Parents do have a HUGE influence on children during these ages and in the Nurture Assumption, chapters 11, 12, 13 & 14 say so. In fact, in this brilliant and enlightening book parents' influence on children is even more than I thought! Parents serve as mentor numero uno (mentors - which you have written about), and "managers" in a sense. For example, a parent can start off as the direct mentor, while learning to read and doing math, then can manage peer group or near peer group mentors later on if needed.

My original motivation for writing to you was because of the current headlines about my State's budget and the fact that over 42% of the entire budget goes to "education". Then I happened to read your post about how to fix schools with hardly a mention of parents.

I just think the 42% we are spending that includes K-12 "education" is a massive rip-off at this point, graduation levels are dismal. And these modern behemoth schools I see all over the region are part of the rip-off too, as are the huge school administrations and all these "programs".
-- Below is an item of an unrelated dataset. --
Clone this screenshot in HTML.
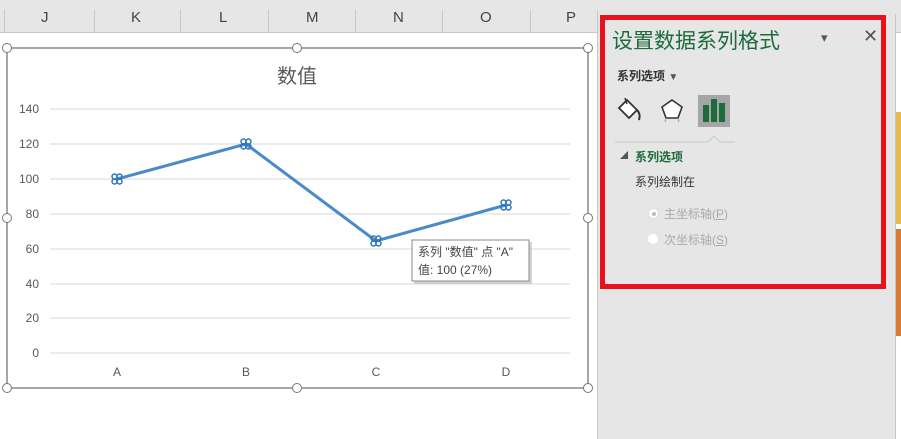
<!DOCTYPE html>
<html><head><meta charset="utf-8"><style>
body{margin:0;width:901px;height:439px;overflow:hidden;background:#fff;font-family:"Liberation Sans","Noto Sans CJK SC",sans-serif;position:relative}
.hdr{position:absolute;left:0;top:0;width:901px;height:32px;background:#e6e6e6;border-bottom:1px solid #c8c8c8}
.col{position:absolute;top:9px;font-size:15px;color:#444}
.sep{position:absolute;top:10px;height:22px;width:1px;background:#c8c8c8}
.panel{position:absolute;left:597px;top:14px;width:297px;height:425px;background:#e6e6e6;border-left:1px solid #c8c8c8;border-right:1px solid #c8c8c8}
.red{position:absolute;left:600px;top:15px;width:276px;height:264px;border:5px solid #e8121c}
.t{position:absolute;white-space:nowrap}
</style></head><body>
<div class="hdr"></div>
<div class="col" style="left:41px">J</div><div class="col" style="left:131px">K</div><div class="col" style="left:219px">L</div><div class="col" style="left:306px">M</div><div class="col" style="left:393px">N</div><div class="col" style="left:480px">O</div><div class="col" style="left:566px">P</div>
<div class="sep" style="left:4px"></div><div class="sep" style="left:94px"></div><div class="sep" style="left:180px"></div><div class="sep" style="left:268px"></div><div class="sep" style="left:355px"></div><div class="sep" style="left:442px"></div><div class="sep" style="left:530px"></div><div class="sep" style="left:597px"></div>
<svg style="position:absolute;left:0;top:0" width="600" height="439">
<rect x="7" y="48" width="581" height="340" fill="#fff" stroke="#888" stroke-width="1.5"/>
<g stroke="#d9d9d9" stroke-width="1">
<line x1="50" x2="570" y1="109" y2="109"/><line x1="50" x2="570" y1="144" y2="144"/><line x1="50" x2="570" y1="179" y2="179"/><line x1="50" x2="570" y1="214" y2="214"/><line x1="50" x2="570" y1="249" y2="249"/><line x1="50" x2="570" y1="284" y2="284"/><line x1="50" x2="570" y1="318" y2="318"/><line x1="50" x2="570" y1="353" y2="353"/>
</g>
<g font-size="12" fill="#595959" text-anchor="end" font-family="Liberation Sans">
<text x="39" y="113">140</text><text x="39" y="148">120</text><text x="39" y="183">100</text><text x="39" y="218">80</text><text x="39" y="253">60</text><text x="39" y="288">40</text><text x="39" y="322">20</text><text x="39" y="357">0</text>
</g>
<g font-size="12" fill="#595959" text-anchor="middle" font-family="Liberation Sans">
<text x="117" y="376">A</text><text x="246" y="376">B</text><text x="376" y="376">C</text><text x="506" y="376">D</text>
</g>
<text x="297" y="83" font-size="20" fill="#595959" text-anchor="middle" font-family="Noto Sans CJK SC">数值</text>
<polyline points="117,179 246,144 376,241 506,205" fill="none" stroke="#4a8ac9" stroke-width="3"/>
<g fill="none" stroke="#2e75c0" stroke-width="1.5">
<g transform="translate(117,179)"><circle cx="-2.5" cy="-2.5" r="2.5"/><circle cx="2.5" cy="-2.5" r="2.5"/><circle cx="-2.5" cy="2.5" r="2.5"/><circle cx="2.5" cy="2.5" r="2.5"/></g>
<g transform="translate(246,144)"><circle cx="-2.5" cy="-2.5" r="2.5"/><circle cx="2.5" cy="-2.5" r="2.5"/><circle cx="-2.5" cy="2.5" r="2.5"/><circle cx="2.5" cy="2.5" r="2.5"/></g>
<g transform="translate(376,241)"><circle cx="-2.5" cy="-2.5" r="2.5"/><circle cx="2.5" cy="-2.5" r="2.5"/><circle cx="-2.5" cy="2.5" r="2.5"/><circle cx="2.5" cy="2.5" r="2.5"/></g>
<g transform="translate(506,205)"><circle cx="-2.5" cy="-2.5" r="2.5"/><circle cx="2.5" cy="-2.5" r="2.5"/><circle cx="-2.5" cy="2.5" r="2.5"/><circle cx="2.5" cy="2.5" r="2.5"/></g>
</g>
<g fill="#fff" stroke="#777" stroke-width="1">
<circle cx="7" cy="48" r="4.5"/><circle cx="297" cy="48" r="4.5"/><circle cx="588" cy="48" r="4.5"/>
<circle cx="7" cy="218" r="4.5"/><circle cx="588" cy="218" r="4.5"/>
<circle cx="7" cy="388" r="4.5"/><circle cx="297" cy="388" r="4.5"/><circle cx="588" cy="388" r="4.5"/>
</g>
<rect x="414" y="242" width="118" height="42" fill="#aaa" opacity="0.5"/>
<rect x="412" y="240" width="117" height="41" fill="#fff" stroke="#888"/>
<text x="418" y="256" font-size="12" fill="#444" font-family="Liberation Sans,Noto Sans CJK SC">系列 "数值" 点 "A"</text>
<text x="418" y="274" font-size="12" fill="#444" font-family="Liberation Sans,Noto Sans CJK SC">值: 100 (27%)</text>
</svg>
<div style="position:absolute;left:896px;top:112px;width:5px;height:112px;background:#e8b84a"></div>
<div style="position:absolute;left:896px;top:229px;width:5px;height:107px;background:#d97a30"></div>
<div class="panel"></div>
<div class="red"></div>
<div class="t" style="left:612px;top:25px;font-size:21px;color:#1d6b3a">设置数据系列格式</div>
<div class="t" style="left:821px;top:30px;font-size:13px;color:#555">▾</div>
<div class="t" style="left:863px;top:26px;font-size:18px;color:#555">✕</div>
<div class="t" style="left:617px;top:67px;font-size:12px;font-weight:bold;color:#333">系列选项 <span style="font-size:10px;color:#555">▼</span></div>
<svg style="position:absolute;left:615px;top:94px" width="120" height="50">
<path d="M4 14 L12 6 L22 16 L14 24 Z" fill="#fff" stroke="#333" stroke-width="1.8"/><path d="M10 4 L12 10" stroke="#333" stroke-width="1.5"/><path d="M22 16 Q26 20 24 26" stroke="#333" stroke-width="2" fill="none"/>
<path d="M57 6 L67 13 L63 24 L51 24 L47 13 Z" fill="#fff" stroke="#333" stroke-width="1.6"/><path d="M51 24 L50 28 M63 24 L64 28" stroke="#999"/>
<rect x="83" y="1" width="32" height="32" fill="#a6a6a6"/>
<rect x="88" y="11" width="6" height="17" fill="#1d6b3a"/><rect x="96" y="5" width="6" height="23" fill="#1d6b3a"/><rect x="104" y="9" width="6" height="19" fill="#1d6b3a"/>
<path d="M0 48 L93 48 L99 42 L105 48 L280 48" fill="none" stroke="#c8c8c8"/>
</svg>
<div class="t" style="left:620px;top:150px;font-size:8px;color:#555">◢</div>
<div class="t" style="left:635px;top:148px;font-size:12px;font-weight:bold;color:#1d6b3a">系列选项</div>
<div class="t" style="left:635px;top:173px;font-size:12px;color:#333">系列绘制在</div>
<div style="position:absolute;left:648px;top:208px;width:9px;height:9px;border-radius:50%;background:#fff;border:1px solid #e0e0e0"><div style="margin:2.5px;width:4px;height:4px;border-radius:50%;background:#bbb"></div></div>
<div class="t" style="left:664px;top:205px;font-size:12px;color:#aaa">主坐标轴(<u>P</u>)</div>
<div style="position:absolute;left:648px;top:234px;width:10px;height:10px;border-radius:50%;background:#fff"></div>
<div class="t" style="left:664px;top:231px;font-size:12px;color:#aaa">次坐标轴(<u>S</u>)</div>
</body></html>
I think as a taxpayer/citizen that children can be "educated" that is graduated from every grade level and from high school in a much less costly and much more effective way - and getting parents intelligently involved (using the theory and principles outlined by Judith Harris) is a great way to leverage this rather then pumping even more billions into the current system. Plus, I think that mega-smart people like you should be examining these methods and coming up with solutions that actually work. Unfortunately, I'm afraid, the true solutions will likely illustrate that most our our "education" infra-structure and super-structure is actually quite useless. And that will be a very hard pill to swallow.

Marty Nemko said...

Turbine, the evidence suggests that parenting has less impact than is assumed by the general public.